Ku Hyo-jin

Personal information
- Full name: Ku Hyo-jin
- National team: South Korea
- Born: 19 June 1985 (age 41) Seoul, South Korea
- Height: 1.58 m (5 ft 2 in)
- Weight: 53 kg (117 lb)

Korean name
- Hangul: 구효진
- RR: Gu Hyojin
- MR: Ku Hyojin

Sport
- Sport: Swimming
- Strokes: Breaststroke

Medal record
Women's swimming
Representing South Korea
Asian Games
| Bronze medal – third place | 2002 Busan | 4×100 m medley |

= Ku Hyo-jin =

South Korean swimmer (born 1985)

Ku Hyo-jin (born June 19, 1985) is a South Korean former swimmer, who specialized in breaststroke events. She represented South Korea, as a 15-year-old, at the 2000 Summer Olympics, and later helped her squad capture the bronze medal for the host nation at the 2002 Asian Games.

Ku competed only in two swimming events at the 2000 Summer Olympics in Sydney. She achieved a FINA B-cut of 2:31.76 from the Dong-A Swimming Tournament in Ulsan. In the 200 m breaststroke, Ku failed to advance to the top 8 final, as she finished her semifinal run with an eleventh-place time in 2:28.50. Earlier in the prelims, she made a surprise packet with a new South Korean record of 2:28.21 from an outside lane in heat four to pick up a similar seed for the top 16 field. Ku also teamed up with Shim Min-ji, Chang Hee-jin, and Lee Bo-eun in the 4×100 m medley relay. Swimming the breaststroke leg in heat two, Ku recorded a split of 1:10.89, but the South Koreans rounded out a six-team field to last place and seventeenth overall in a final time of 4:16.93.

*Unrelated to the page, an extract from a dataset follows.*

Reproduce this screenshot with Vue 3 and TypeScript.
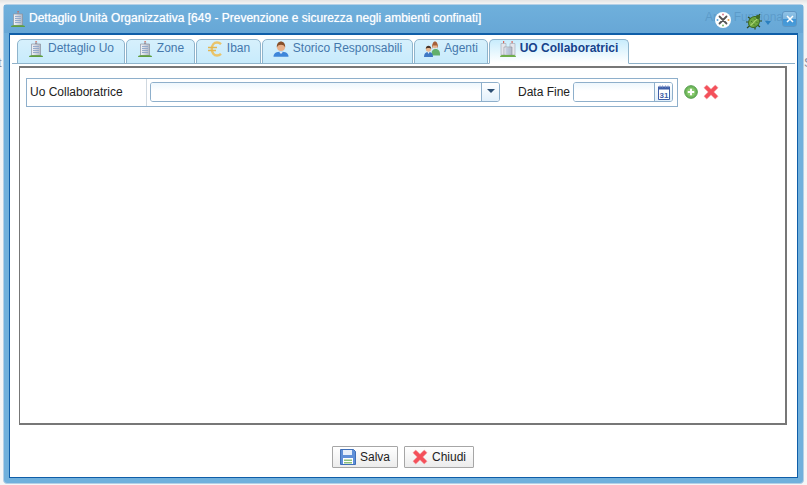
<script setup lang="ts">
interface Tab { label: string; icon: string; width: number; active?: boolean }
const tabs: Tab[] = [
  { label: 'Dettaglio Uo', icon: 'building', width: 108 },
  { label: 'Zone', icon: 'building', width: 69 },
  { label: 'Iban', icon: 'euro', width: 65 },
  { label: 'Storico Responsabili', icon: 'person', width: 151 },
  { label: 'Agenti', icon: 'agents', width: 74 },
  { label: 'UO Collaboratrici', icon: 'buildings', width: 140, active: true },
]
</script>

<template>
  <div class="page">
    <svg class="defs" width="0" height="0" aria-hidden="true">
      <defs>
        <linearGradient id="bld" x1="0" y1="0" x2="1" y2="0">
          <stop offset="0" stop-color="#f2f4f8" /><stop offset="1" stop-color="#b0b6c4" />
        </linearGradient>
        <symbol id="i-building" viewBox="0 0 16 16">
          <path d="M7.500 0h1.200v1.500H7.500z" fill="#d05a4a" />
          <path d="M7 1.500h2.200v1.500H7z" fill="#9a9aa4" />
          <path d="M3.500 3h9v11.500h-9z" fill="url(#bld)" stroke="#8a909e" stroke-width=".7" />
          <path d="M5 5.500h6M5 7.500h6M5 9.500h6M5 11.500h6" stroke="#94aacb" stroke-width="1" />
          <path d="M1 16c0-1 .8-1.800 2.500-1.800h9c1.700 0 2.500.8 2.500 1.800z" fill="#5f9f3e" />
        </symbol>
        <symbol id="i-euro" viewBox="0 0 16 16">
          <path d="M14 3.200C12.800 2 11.500 1.500 10 1.500 7 1.500 4.800 4 4.800 8s2.200 6.500 5.200 6.500c1.500 0 2.800-.5 4-1.700" fill="none" stroke="#eac46a" stroke-width="2.400" />
          <path d="M1 6.500h9M1 9.500h8" stroke="#e3b650" stroke-width="1.500" />
        </symbol>
        <symbol id="i-person" viewBox="0 0 16 16">
          <path d="M.5 15.800c0-3.700 3-5 7.500-5s7.500 1.300 7.500 5z" fill="#3f86da" />
          <path d="M6 10.800l2 2.200 2-2.200z" fill="#e6eefa" />
          <circle cx="8" cy="6" r="4" fill="#e8b08a" />
          <path d="M3.800 6.500C3.500 2.500 5.800.5 8 .5s4.500 2 4.200 6c-.8-2-2.500-2.700-4.200-2.700S4.600 4.500 3.800 6.500z" fill="#87502a" />
        </symbol>
        <symbol id="i-agents" viewBox="0 0 16 16">
          <path d="M7.500 13c0-3.500 1.500-5 4-5s4.500 1.500 4.500 5v1.500H7.500z" fill="#62b06c" />
          <circle cx="11" cy="4.500" r="2.700" fill="#e8b48d" />
          <path d="M8 8c0-5 1-7.500 3-7.500S14 3 14 8l-1-3.500H9z" fill="#a5603a" />
          <path d="M0 16c0-3.500 1.500-5 4.500-5S9 12.500 9 16z" fill="#3f78c4" />
          <path d="M3.500 11l1 2 1-2z" fill="#e6eefa" />
          <circle cx="4.500" cy="8" r="2.700" fill="#eab78f" />
          <path d="M1.800 8C1.800 6 3 4.800 4.500 4.800S7.200 6 7.200 8c-1-1.200-4.400-1.200-5.400 0z" fill="#4a3528" />
        </symbol>
        <symbol id="i-buildings" viewBox="0 0 16 16">
          <path d="M3 0h1.200v2.500H3zM11.500 0h1.200v2.500h-1.200z" fill="#d8665c" />
          <path d="M1 2.500h5v11.500H1zM10 2.500h5v11.500h-5z" fill="#e4e6ec" stroke="#a0a6b2" stroke-width=".6" />
          <path d="M4 6h8v8H4z" fill="url(#bld)" stroke="#8a909e" stroke-width=".6" />
          <path d="M5.500 8h5M5.500 10h5M5.500 12h5" stroke="#a8bad6" />
          <path d="M0 16c0-1.300 1-2 2-2h12c1 0 2 .7 2 2z" fill="#6fae4c" />
        </symbol>
        <symbol id="i-cross" viewBox="0 0 16 16">
          <path d="M3.500 1.200Q4 1 4.500 1.700L8 5.200l3.500-3.500q.5-.7 1-.5l2.300 2.300q.2.5-.5 1L10.800 8l3.500 3.500q.7.5.5 1l-2.300 2.300q-.5.2-1-.5L8 10.800l-3.500 3.500q-.5.7-1 .5L1.200 12.500q-.2-.5.5-1L5.200 8 1.700 4.500Q1 4 1.200 3.500z" fill="#f4505a" stroke="#f0969a" stroke-width=".6" />
        </symbol>
      </defs>
    </svg>

    <span class="behind-left">t</span>
    <span class="behind-right">S</span>

    <section class="window">
      <header class="titlebar">
        <svg class="title-icon" width="16" height="16"><use href="#i-building" /></svg>
        <span class="title-text">Dettaglio Unità Organizzativa [649 - Prevenzione e sicurezza negli ambienti confinati]</span>
        <span class="ghost">Area Funzionale</span>
        <div class="tools">
          <svg class="logo" width="18" height="18" viewBox="0 0 18 18">
            <circle cx="9" cy="9" r="8" fill="#fff" />
            <path d="M5.500 5.500l7 7M12.500 5.500l-7 7" stroke="#555" stroke-width="1.800" stroke-linecap="round" />
            <circle cx="3.500" cy="9" r="1" fill="#5aa6dc" />
            <circle cx="14.500" cy="9" r="1" fill="#e8a24a" />
            <circle cx="9" cy="3.500" r="1" fill="#d87a8c" />
            <circle cx="9" cy="14.500" r="1" fill="#7cbb6c" />
          </svg>
          <svg class="bug" width="18" height="18" viewBox="0 0 18 18">
            <path d="M3 5l3 2M15 2l-2 3M1 10h3M2 16l3-2.500M17 9h-3M10 17.500V15M15 15l-2.500-2" stroke="#2e4a1c" stroke-width="1.200" />
            <ellipse cx="9" cy="10" rx="6" ry="5" transform="rotate(-45 9 10)" fill="#6ea83e" stroke="#3e6a26" />
            <path d="M5.500 13.500L12.500 6.500" stroke="#a6cf72" stroke-width="1.200" />
            <path d="M6 9l1.500 1.500M9 6.500l1.500 1.500M8.500 12l1.500 1.500M11 9.500l1.500 1.500" stroke="#3e6a26" stroke-width=".8" />
            <circle cx="13" cy="5" r="2.200" fill="#3e6a26" />
          </svg>
          <span class="caret"></span>
          <button class="close" aria-label="Chiudi finestra">
            <svg width="8" height="8" viewBox="0 0 8 8"><path d="M1 1l6 6M7 1L1 7" stroke="#fff" stroke-width="1.500" /></svg>
          </button>
        </div>
      </header>

      <div class="body">
        <nav class="tabstrip">
          <div
            v-for="tab in tabs"
            :key="tab.label"
            class="tab"
            :class="{ active: tab.active }"
            :style="{ width: tab.width + 'px' }"
          >
            <svg width="16" height="16"><use :href="'#i-' + tab.icon" /></svg>
            <span>{{ tab.label }}</span>
          </div>
        </nav>

        <main class="panel">
          <div class="form-line">
            <div class="form-row">
              <label class="cell-label">Uo Collaboratrice</label>
              <div class="cell-fields">
                <div class="combo">
                  <div class="input"></div>
                  <div class="trigger"><span class="arrow"></span></div>
                </div>
                <label class="date-label">Data Fine</label>
                <div class="date">
                  <div class="input"></div>
                  <div class="trigger">
                    <svg width="14" height="15" viewBox="0 0 14 15">
                      <path d="M1.500 2.500h11v12h-11z" fill="#fff" stroke="#3f5fa8" />
                      <path d="M1 1.500h12v3H1z" fill="#3f5fa8" />
                      <path d="M3 .5v2M5.500.5v2M8.500.5v2M11 .5v2" stroke="#7d93c8" />
                      <text x="7" y="12.500" text-anchor="middle" class="cal-text">31</text>
                    </svg>
                  </div>
                </div>
              </div>
            </div>
            <svg class="add" width="14" height="14" viewBox="0 0 14 14">
              <circle cx="7" cy="7" r="6.300" fill="#72b85c" stroke="#4e9a48" />
              <circle cx="7" cy="7" r="4" fill="#8ccc72" />
              <path d="M7 3.800v6.400M3.800 7h6.400" stroke="#fff" stroke-width="2" />
            </svg>
            <svg class="del" width="16" height="16"><use href="#i-cross" /></svg>
          </div>
        </main>

        <footer class="buttons">
          <button class="btn salva">
            <svg width="16" height="16" viewBox="0 0 16 16">
              <path d="M.5.500h13l2 2v13H.5z" fill="#5f8fd8" stroke="#3f6fb8" />
              <path d="M3 1h9v5H3z" fill="#e6eefa" />
              <path d="M3 9h10v6H3z" fill="#fff" />
              <path d="M4 10.500h8v1.500H4zM4 13h8v1.500H4z" fill="#8cc07a" />
            </svg>
            <span>Salva</span>
          </button>
          <button class="btn chiudi">
            <svg width="16" height="16"><use href="#i-cross" /></svg>
            <span>Chiudi</span>
          </button>
        </footer>
      </div>
    </section>
  </div>
</template>

<style scoped>
.page {
  position: relative;
  width: 807px;
  height: 485px;
  box-sizing: border-box;
  padding: 4px 3px 1px;
  overflow: hidden;
  background: linear-gradient(#e4e4e4 0, #f4f4f4 4px, #f6f6f6 100%);
  font-family: "Liberation Sans", Arial, sans-serif;
  font-size: 12px;
  color: #222;
}
.defs { position: absolute; }
.behind-left, .behind-right {
  position: absolute;
  top: 55px;
  font-size: 13px;
  color: #8d8a9c;
}
.behind-left { left: -2px; }
.behind-right { left: 804px; }
.window {
  position: relative;
  box-sizing: border-box;
  width: 801px;
  height: 480px;
  display: flex;
  flex-direction: column;
  border: 1px solid #b4cfe6;
  border-radius: 4px;
  padding: 0 5px 5px;
  background: #70b0dc;
}
.titlebar {
  position: relative;
  flex: none;
  box-sizing: border-box;
  height: 28px;
  display: flex;
  align-items: center;
  background: linear-gradient(#6fb0dc, #67a7d6);
  margin: 0 -5px;
  padding: 0 5px 2px 6px;
}
.title-icon { flex: none; margin-top: 2px; }
.title-text {
  margin-left: 3px;
  color: #fff;
  white-space: nowrap;
  text-shadow: 0 0 1px rgba(255, 255, 255, .7);
}
.ghost {
  position: absolute;
  left: 701px;
  top: 5px;
  font-size: 12px;
  color: rgba(40, 100, 150, .25);
  white-space: nowrap;
}
.tools {
  position: absolute;
  left: 710px;
  top: 5px;
  display: flex;
  align-items: center;
}
.bug { margin-left: 13px; margin-top: 2px; }
.caret {
  width: 0;
  height: 0;
  margin: 6px 0 0 2px;
  border: 3.500px solid transparent;
  border-top: 4px solid #2a7fc0;
  border-bottom: 0;
}
.close {
  box-sizing: border-box;
  width: 15px;
  height: 16px;
  padding: 0;
  margin-left: 11px;
  margin-top: -2px;
  display: flex;
  align-items: center;
  justify-content: center;
  border: 1px solid #5e96c4;
  border-radius: 3px;
  background: linear-gradient(#8fc2e6 0, #7ab4de 50%, #3f94d6 51%, #4a9cd8 100%);
}
.body {
  flex: 1;
  min-height: 0;
  display: flex;
  flex-direction: column;
  background: #fff;
  border: 1px solid #0f5ea8;
  border-top-width: 2px;
}
.tabstrip {
  flex: none;
  height: 29px;
  box-sizing: border-box;
  display: flex;
  align-items: flex-end;
  gap: 1px;
  margin: 0 2px;
  padding-left: 5px;
  border-bottom: 1px solid #8eb0c8;
}
.tab {
  box-sizing: border-box;
  height: 25px;
  margin-bottom: -1px;
  display: flex;
  align-items: center;
  justify-content: center;
  gap: 4px;
  padding-bottom: 7px;
  border: 1px solid #8fb4cc;
  border-radius: 5px 5px 0 0;
  background: linear-gradient(#d6f0fc, #c8ebfc);
  color: #4578ac;
  white-space: nowrap;
}
.tab svg { margin-top: 2px; }
.tab.active {
  border-bottom-color: #fff;
  background: linear-gradient(#c8ecfc, #eaf8fe 60%, #fff);
  color: #15428b;
  font-weight: bold;
}
.panel {
  flex: none;
  box-sizing: border-box;
  width: 768px;
  height: 359px;
  margin: 2px 0 0 9px;
  padding: 10px 6px 0;
  border: solid #777;
  border-width: 2px 2px 2px 1px;
  background: #fff;
}
.form-line { display: flex; align-items: center; }
.form-row {
  box-sizing: border-box;
  width: 652px;
  height: 29px;
  display: flex;
  border: 1px solid #8eafcb;
}
.cell-label {
  box-sizing: border-box;
  width: 120px;
  padding-left: 3px;
  border-right: 1px solid #cfd8e0;
  line-height: 26px;
}
.cell-fields {
  flex: 1;
  display: flex;
  align-items: center;
  padding: 0 0 1px 3px;
}
.combo, .date {
  box-sizing: border-box;
  height: 20px;
  display: flex;
  border: 1px solid #8eafcb;
  border-radius: 3px;
  overflow: hidden;
}
.combo { width: 350px; }
.date { width: 100px; margin-left: 3px; }
.input {
  flex: 1;
  background: linear-gradient(#eef7fd, #fff 8px);
}
.combo .trigger, .date .trigger {
  flex: none;
  width: 17px;
  display: flex;
  align-items: center;
  justify-content: center;
  border-left: 1px solid #8eafcb;
  background: linear-gradient(#fff, #e2f0fb);
}
.arrow {
  width: 0;
  height: 0;
  margin-top: -2px;
  border: 4px solid transparent;
  border-top: 4px solid #2d4f74;
  border-bottom: 0;
}
.date-label { margin-left: 18px; }
.cal-text {
  font-family: "Liberation Sans", Arial, sans-serif;
  font-size: 8px;
  font-weight: bold;
  fill: #3f5fa8;
}
.add { margin: -1px 0 0 6px; }
.del { margin: -1px 0 0 5px; }
.buttons {
  flex: 1;
  display: flex;
  justify-content: center;
  align-items: flex-start;
  gap: 6px;
  padding: 21px 1px 0 0;
}
.btn {
  box-sizing: border-box;
  height: 22px;
  display: flex;
  align-items: center;
  justify-content: center;
  gap: 4px;
  padding: 0;
  border: 1px solid #a6a6a6;
  border-radius: 1px;
  background: linear-gradient(#fff, #ececec);
  font: 12px "Liberation Sans", Arial, sans-serif;
  color: #222;
}
.salva { width: 66px; }
.chiudi { width: 70px; }
</style>

<style>
html, body { margin: 0; background: #f6f6f6; }
</style>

When her nation hosted the 2002 Asian Games in Busan, Ku gave the South Korean home crowd a further reason to celebrate, as she shared bronze medals with Shim Min-ji and newcomers Park Kyung-hwa and Sun So-eun in the 4×100 m medley relay (4:13.41). She also attempted for her first career medal in the 100 m breaststroke, but finished off the podium by exactly a single second with a fifth-place time of 1:11.11.